On the issue of the district court's denial of Clark's request for advisory counsel, I conclude that the harmless error analysis must not focus on the strength of the state's case, which was not known to the court when the motion was made and which, even at the close of trial, only reflects a record that was created without the assistance of defense counsel. The analysis should focus, instead, on whether Clark was effective in his attempts at self-representation. My review of the record reveals that, as could be expected, Clark was repeatedly stymied by his lack of expertise in trial procedure. He could not assess the significance of evidence presented by the state, present proper objections to the state's evidence, develop meaningful cross-examination of the state's witnesses, or secure and present evidence of his own.
Accordingly, I would reverse Clark's conviction and grant a new trial.
1. The receiving-stolen-property offense was “merged” with the theft offense at sentencing.
2. When defense counsel and defendant disagree on significant matters of tactics or strategy, we have suggested that a record should be made by “means which best serves to protect both the confidentiality of the attorney-client relationship and the safeguards present in the criminal system.” State v. Eling, 355 N.W.2d 286, 294-95 (Minn.1984).
3. In pretrial discussions, counsel for both sides and the court talked about the admissibility of copies of certain web pages obtained from the internet website “wunderground.com” containing weather information for the time period when Clark was arrested. Because the documents did not contain the relevant precipitation data, the public defender attempted to locate a reporting service that did have that information.
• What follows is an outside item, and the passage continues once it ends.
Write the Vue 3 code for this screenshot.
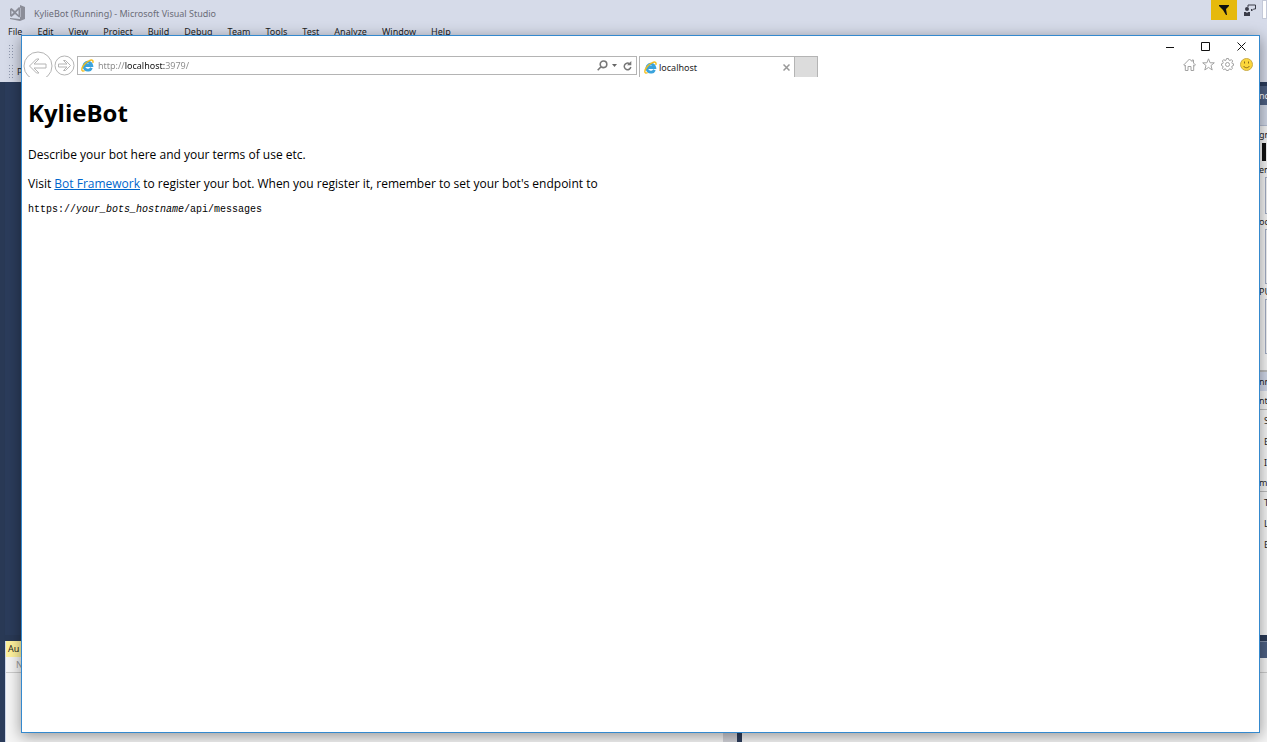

Clark wanted to impeach the officer's testimony that Clark could not “accelerate” away from the officer during the police chase because of snowy conditions in the alley, but the officer also said that Clark was driving a vehicle with a four-cylinder engine. Whether there was snow in the alley during the police chase was not germane to any of the disputed elements of the charged offenses.
1. See, e.g., State v. Eling, 355 N.W.2d 286, 294-95 (Minn.1984).